-- START --
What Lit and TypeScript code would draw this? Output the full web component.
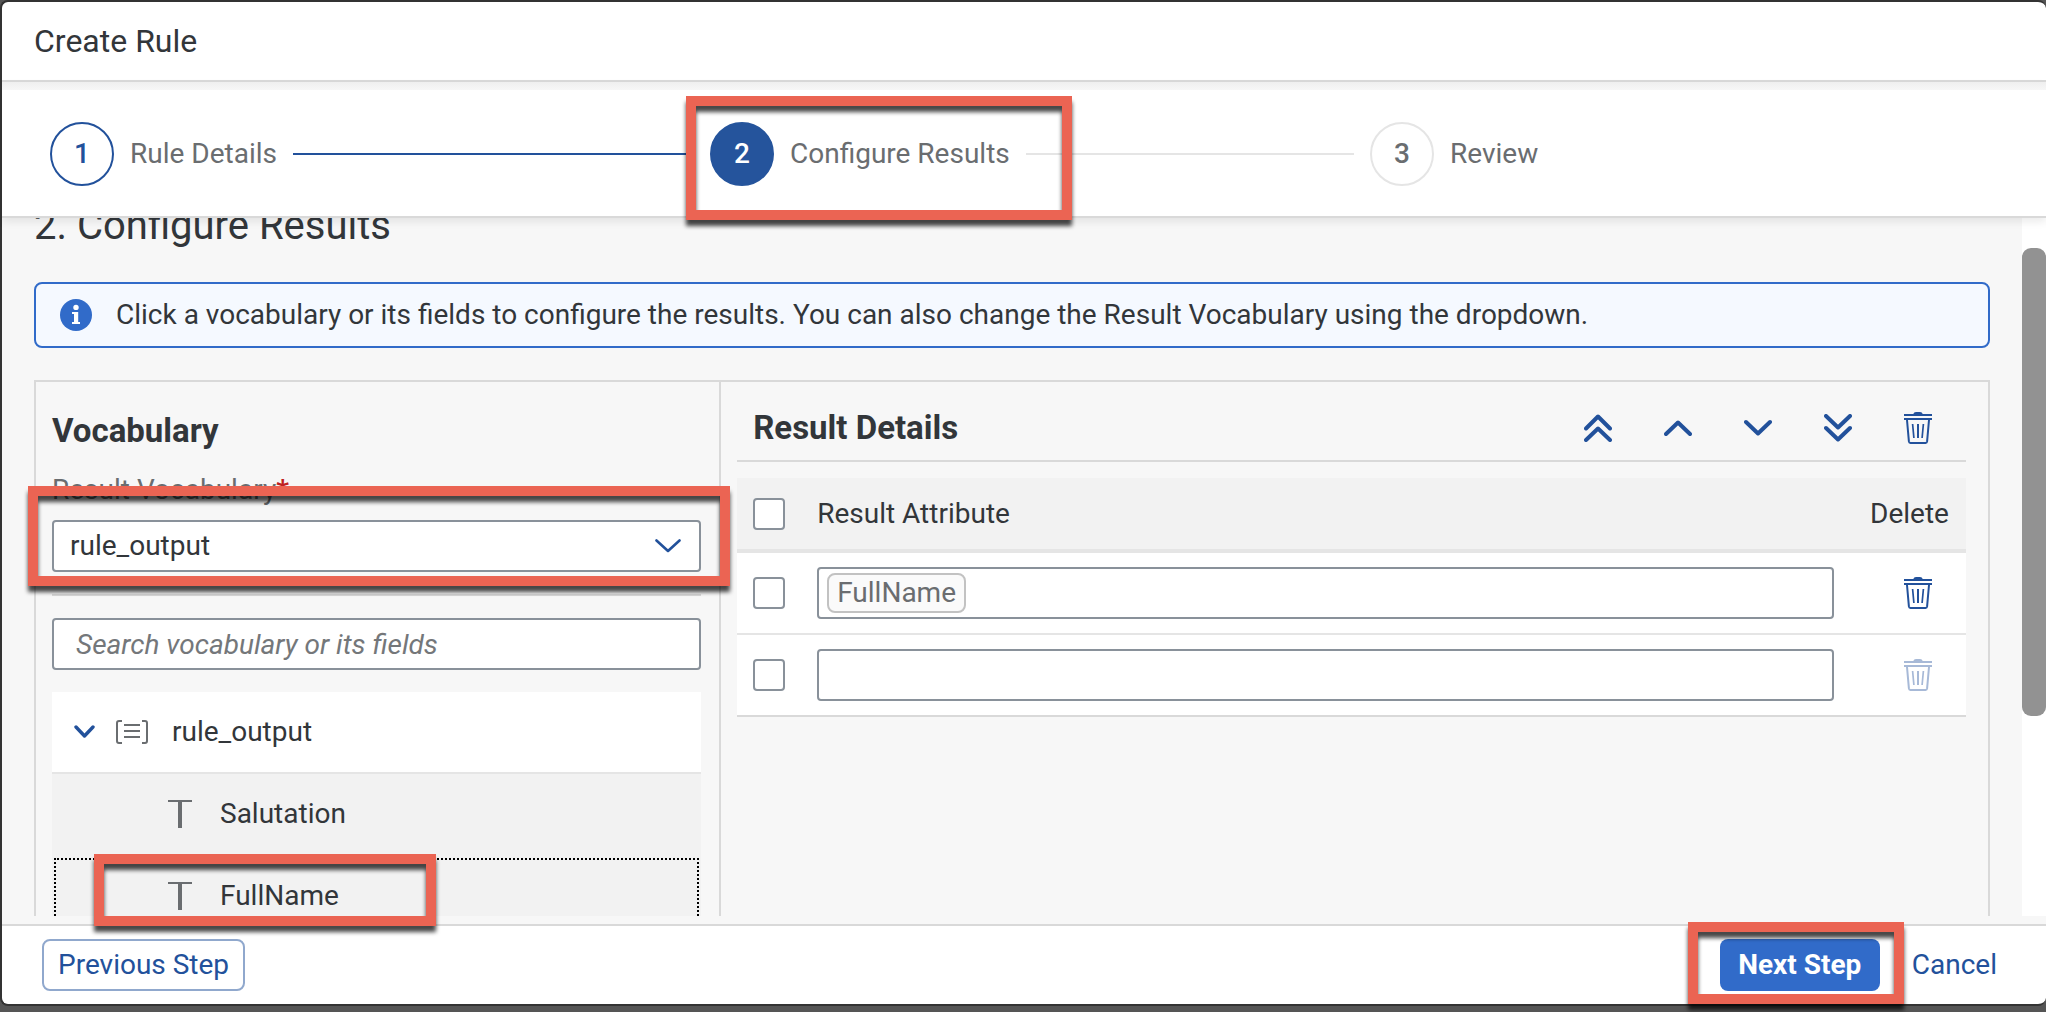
import { LitElement, html, css, svg, nothing } from "lit";
import { customElement, property, state } from "lit/decorators.js";
import { classMap } from "lit/directives/class-map.js";

type IconName = "top" | "up" | "down" | "bottom" | "trash" | "select" | "expand" | "structure" | "text";

const shapes: Record<IconName, { w: number; h: number; body: unknown }> = {
  top: { w: 28, h: 28, body: svg`<path d="M2 14.5 14 2.5 26 14.5M2 26 14 14.5 26 26" stroke-width="4" />` },
  up: { w: 28, h: 28, body: svg`<path d="M2 20 14 8.5 26 20" stroke-width="4" />` },
  down: { w: 28, h: 28, body: svg`<path d="M2 8 14 19.5 26 8" stroke-width="4" />` },
  bottom: { w: 28, h: 28, body: svg`<path d="M2 2 14 13.5 26 2M2 14 14 25.5 26 14" stroke-width="4" />` },
  trash: {
    w: 28,
    h: 32,
    body: svg`<path d="M9 2.4Q10 0 12 0H16Q18 0 19 2.4Z" fill="currentColor" stroke="none" />
      <path d="M0 3H28M0 7H28" stroke-width="2" stroke-linecap="butt" />
      <path d="M3 8 4.9 29.4Q5.1 31 6.4 31H21.6Q22.9 31 23.1 29.4L25 8" stroke-width="2" stroke-linecap="butt" />
      <path d="M8.6 12 9.9 26M19.4 12 18.1 26" stroke-width="1.7" stroke-linecap="butt" />
      <path d="M14 12V26" stroke-width="2" stroke-linecap="butt" />`,
  },
  select: { w: 26, h: 14, body: svg`<path d="M1.5 1.5 13 12 24.5 1.5" stroke-width="2.6" />` },
  expand: { w: 22, h: 14, body: svg`<path d="M2 2 10.5 11 19 2" stroke-width="3.4" />` },
  structure: {
    w: 32,
    h: 24,
    body: svg`<path d="M6 1H3Q1 1 1 3V21Q1 23 3 23H6M26 1H29Q31 1 31 3V21Q31 23 29 23H26M8 5H24M8 11H24M8 17H24" stroke-width="2" stroke-linecap="butt" />`,
  },
  text: { w: 24, h: 28, body: svg`<path d="M0 1H24" stroke-width="2" stroke-linecap="butt" /><path d="M12 1V28" stroke-width="4" stroke-linecap="butt" />` },
};

@customElement("rule-icon")
export class RuleIcon extends LitElement {
  @property() name: IconName = "up";
  static styles = css`
    :host { display: inline-flex; }
    svg { display: block; fill: none; stroke: currentColor; stroke-linecap: round; stroke-linejoin: round; }
  `;
  render() {
    const s = shapes[this.name];
    return html`<svg width=${s.w} height=${s.h} viewBox="0 0 ${s.w} ${s.h}" aria-hidden="true">${s.body}</svg>`;
  }
}

interface Row { token: string; }

@customElement("app-root")
export class AppRoot extends LitElement {
  @state() private rows: Row[] = [{ token: "FullName" }, { token: "" }];

  private steps = ["Rule Details", "Configure Results", "Review"];
  private tools: { icon: IconName; label: string }[] = [
    { icon: "top", label: "Move to top" },
    { icon: "up", label: "Move up" },
    { icon: "down", label: "Move down" },
    { icon: "bottom", label: "Move to bottom" },
    { icon: "trash", label: "Delete selected" },
  ];

  static styles = css`
    :host {
      display: block;
      height: 100vh;
      box-sizing: border-box;
      padding-bottom: 6px;
      position: relative;
      overflow: hidden;
      background: #555;
      color: #32363a;
      font: 28px/36px Roboto, "Liberation Sans", sans-serif;
    }
    * { box-sizing: border-box; }
    h1, h2, h3, p, ul, ol { margin: 0; padding: 0; }
    ul, ol { list-style: none; }
    button, input, select { font: inherit; color: inherit; margin: 0; }
    button { cursor: pointer; }

    .dialog {
      display: flex;
      flex-direction: column;
      height: 100%;
      background: #fff;
      border: 2px solid #333;
      border-right: 0;
      border-radius: 8px;
    }
    .head {
      padding: 19px 32px;
      border-bottom: 2px solid #d9d9d9;
    }
    .head h1 { font-size: 32px; line-height: 40px; font-weight: 400; }

    .progress {
      position: relative;
      z-index: 1;
      border-bottom: 2px solid #d9d9d9;
      box-shadow: 0 4px 8px rgba(0, 0, 0, 0.08);
      background: #fff;
    }
    .progress::before {
      content: "";
      display: block;
      height: 8px;
      background: linear-gradient(#efefef, #f7f7f7);
    }
    .steps {
      display: grid;
      grid-template-columns: repeat(3, 1fr);
      padding: 32px 16px 30px 48px;
    }
    .step {
      position: relative;
      display: flex;
      align-items: center;
      gap: 16px;
      padding-right: 16px;
      color: #6a6d70;
    }
    .num {
      display: flex;
      align-items: center;
      justify-content: center;
      width: 64px;
      height: 64px;
      border: 2px solid #e5e5e5;
      border-radius: 50%;
      font-weight: 500;
    }
    .done .num { border-color: #22519b; color: #22519b; }
    .current .num { border-color: #25549c; background: #25549c; color: #fff; }
    .line { flex: 1; height: 2px; background: #e5e5e5; }
    .done .line { background: #22519b; }

    .body { flex: 1; min-height: 0; display: flex; background: #f7f7f7; }
    .content { flex: 1; min-width: 0; overflow: hidden; padding: 0 32px; }
    .content h2 { margin-top: -16px; font-size: 40px; line-height: 48px; font-weight: 400; }
    .track { width: 24px; padding-top: 30px; background: #fff; }
    .thumb { height: 70%; border-radius: 9px; background: #929292; }

    .strip {
      display: flex;
      align-items: center;
      gap: 24px;
      margin: 32px 0;
      padding: 13px 24px;
      border: 2px solid #316bc9;
      border-radius: 8px;
      background: #f5f9ff;
    }
    .strip svg { flex: none; }

    .panel { display: flex; height: 720px; border: 2px solid #d9d9d9; }
    .vocab {
      flex: 0 0 35%;
      display: flex;
      flex-direction: column;
      gap: 22px;
      padding: 30px 18px 0 16px;
    }
    h3 { font-size: 33px; line-height: 38px; font-weight: 700; }
    .field { display: grid; gap: 12px; }
    .field label { color: #6a6d70; }
    .req { color: #c02020; font-weight: 700; }
    .pick { position: relative; display: grid; align-items: center; }
    .pick select, .pick rule-icon { grid-area: 1 / 1; }
    .pick rule-icon { justify-self: end; margin-right: 20px; color: #22519b; pointer-events: none; }
    .box {
      width: 100%;
      height: 52px;
      padding: 0 22px;
      border: 2px solid #89919a;
      border-radius: 4px;
      background: #fff;
      outline: none;
    }
    select.box { appearance: none; padding: 0 16px; }
    .box::placeholder { color: #74777a; font-style: italic; opacity: 1; }
    hr { width: 100%; height: 2px; margin: 0; border: 0; background: #d9d9d9; }

    .node {
      display: flex;
      align-items: center;
      height: 82px;
      border-bottom: 2px solid #f2f2f2;
      background: #f2f2f2;
    }
    .node rule-icon { color: #6a6d70; }
    .parent { gap: 20px; padding-left: 22px; background: #fff; border-color: #e5e5e5; }
    .parent .kind { margin-right: 4px; }
    .toggle { display: flex; padding: 0; border: 0; background: none; }
    .toggle rule-icon { color: #22519b; }
    .leaf { gap: 28px; padding-left: 116px; }
    .focused { outline: 2px dotted #000; outline-offset: -4px; }

    .details { flex: 1; min-width: 0; padding: 14px 22px 0 16px; border-left: 2px solid #d9d9d9; }
    .bar {
      display: flex;
      align-items: center;
      height: 66px;
      margin-bottom: 16px;
      padding: 0 8px 0 16px;
      border-bottom: 2px solid #d9d9d9;
    }
    .bar h3 { flex: 1; }
    .tool {
      display: flex;
      align-items: center;
      justify-content: center;
      width: 80px;
      height: 52px;
      padding: 0;
      border: 0;
      background: none;
      color: #22519b;
    }
    .tool:disabled { color: #a7b9d7; cursor: default; }

    table { width: 100%; table-layout: fixed; border-spacing: 0; border-bottom: 2px solid #d9d9d9; }
    th, td { padding: 0; text-align: left; font-weight: 400; }
    th { height: 75px; background: #f2f2f2; border-bottom: 4px solid #e5e5e5; }
    td { height: 82px; background: #fff; border-bottom: 2px solid #e5e5e5; }
    tr:last-child td { height: 80px; border-bottom: 0; }
    .c-check { width: 80px; padding-left: 16px; }
    .c-attr { padding-right: 36px; }
    .c-del { width: 96px; }
    .c-del .tool { width: 96px; }
    input[type="checkbox"] {
      appearance: none;
      display: block;
      width: 32px;
      height: 32px;
      border: 2px solid #89919a;
      border-radius: 4px;
      background: #fff;
    }
    .multi { display: flex; align-items: center; padding: 0 8px; }
    .token {
      height: 40px;
      padding: 0 8px;
      border: 2px solid #c2c2c2;
      border-radius: 8px;
      background: #fafafa;
      color: #6a6d70;
    }
    .multi input { flex: 1; min-width: 0; border: 0; outline: 0; background: none; }

    .edge { border-top: 8px solid #f7f7f7; }
    .foot {
      display: flex;
      align-items: center;
      justify-content: space-between;
      padding: 13px 33px 13px 40px;
      border-top: 2px solid #d9d9d9;
    }
    .btn {
      height: 52px;
      padding: 0 14px;
      border: 2px solid transparent;
      border-radius: 8px;
      background: none;
      color: #22519b;
    }
    .prev { border-color: #90a8cd; background: #fff; }
    .next { min-width: 160px; background: #316bc9; color: #fff; font-weight: 700; }
    .group { display: flex; gap: 16px; }
    .anchor { position: relative; display: flex; }

    .frame {
      position: absolute;
      z-index: 2;
      border: 10px solid #eb6453;
      filter: drop-shadow(0 6px 2px rgba(0, 0, 0, 0.72));
      pointer-events: none;
    }
    .frame-step { left: -24px; top: -26px; width: 386px; height: 124px; }
    .frame-pick { left: -24px; right: -29px; top: -34px; bottom: -14px; }
    .frame-node { left: 94px; bottom: 86px; width: 342px; height: 72px; }
    .frame-next { left: -32px; right: -24px; top: -17px; bottom: -13px; }
  `;

  private clear(i: number) {
    this.rows = this.rows.map((r, n) => (n === i ? { token: "" } : r));
  }

  render() {
    return html`
      <div class="dialog" role="dialog" aria-labelledby="dlg">
        <header class="head"><h1 id="dlg">Create Rule</h1></header>
        <nav class="progress" aria-label="Steps">
          <ol class="steps">
            ${this.steps.map(
              (s, i) => html`<li class=${classMap({ step: true, done: i === 0, current: i === 1 })}>
                <span class="num">${i + 1}</span><span>${s}</span>
                ${i < 2 ? html`<span class="line"></span>` : nothing}
                ${i === 1 ? html`<div class="frame frame-step"></div>` : nothing}
              </li>`
            )}
          </ol>
        </nav>
        <main class="body">
          <div class="content">
            <h2>2. Configure Results</h2>
            <div class="strip" role="note">
              <svg width="32" height="32" viewBox="0 0 32 32" aria-hidden="true">
                <circle cx="16" cy="16" r="16" fill="#316bc9" />
                <circle cx="16" cy="8.4" r="2.7" fill="#fff" />
                <path d="M12 13H18.2V23H20V25H12V23H14V15H12Z" fill="#fff" />
              </svg>
              <p>Click a vocabulary or its fields to configure the results. You can also change the Result Vocabulary using the dropdown.</p>
            </div>
            <div class="panel">
              <section class="vocab">
                <h3>Vocabulary</h3>
                <div class="field">
                  <label for="voc">Result Vocabulary<span class="req">*</span></label>
                  <div class="pick">
                    <select id="voc" class="box"><option>rule_output</option></select>
                    <rule-icon name="select"></rule-icon>
                    <div class="frame frame-pick"></div>
                  </div>
                </div>
                <hr />
                <input class="box" type="text" aria-label="Search vocabulary or its fields" placeholder="Search vocabulary or its fields" />
                <ul role="tree">
                  <li class="node parent" role="treeitem" aria-expanded="true">
                    <button class="toggle" aria-label="Collapse"><rule-icon name="expand"></rule-icon></button>
                    <rule-icon class="kind" name="structure"></rule-icon><span>rule_output</span>
                  </li>
                  <li class="node leaf" role="treeitem"><rule-icon name="text"></rule-icon><span>Salutation</span></li>
                  <li class="node leaf focused" role="treeitem"><rule-icon name="text"></rule-icon><span>FullName</span></li>
                </ul>
              </section>
              <section class="details">
                <div class="bar">
                  <h3>Result Details</h3>
                  ${this.tools.map((t) => html`<button class="tool" aria-label=${t.label}><rule-icon name=${t.icon}></rule-icon></button>`)}
                </div>
                <table>
                  <thead>
                    <tr>
                      <th class="c-check"><input type="checkbox" aria-label="Select all" /></th>
                      <th class="c-attr">Result Attribute</th>
                      <th class="c-del">Delete</th>
                    </tr>
                  </thead>
                  <tbody>
                    ${this.rows.map(
                      (r, i) => html`<tr>
                        <td class="c-check"><input type="checkbox" aria-label="Select row ${i + 1}" /></td>
                        <td class="c-attr">
                          <div class="box multi">
                            ${r.token ? html`<span class="token">${r.token}</span>` : nothing}
                            <input type="text" aria-label="Result attribute ${i + 1}" />
                          </div>
                        </td>
                        <td class="c-del">
                          <button class="tool" aria-label="Delete row ${i + 1}" ?disabled=${!r.token} @click=${() => this.clear(i)}>
                            <rule-icon name="trash"></rule-icon>
                          </button>
                        </td>
                      </tr>`
                    )}
                  </tbody>
                </table>
              </section>
            </div>
          </div>
          <div class="track"><div class="thumb"></div></div>
        </main>
        <div class="edge">
          <footer class="foot">
            <button class="btn prev">Previous Step</button>
            <div class="group">
              <div class="anchor">
                <button class="btn next">Next Step</button>
                <div class="frame frame-next"></div>
              </div>
              <button class="btn">Cancel</button>
            </div>
          </footer>
        </div>
      </div>
      <div class="frame frame-node"></div>
    `;
  }
}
-- END --
■ To be done ■
Copy out every line that includes the word "this".

■ Response below ■
What Lit and TypeScript code would draw this? Output the full web component.
    const s = shapes[this.name];
    this.rows = this.rows.map((r, n) => (n === i ? { token: "" } : r));
            ${this.steps.map(
                  ${this.tools.map((t) => html`<button class="tool" aria-label=${t.label}><rule-icon name=${t.icon}></rule-icon></button>`)}
                    ${this.rows.map(
                          <button class="tool" aria-label="Delete row ${i + 1}" ?disabled=${!r.token} @click=${() => this.clear(i)}>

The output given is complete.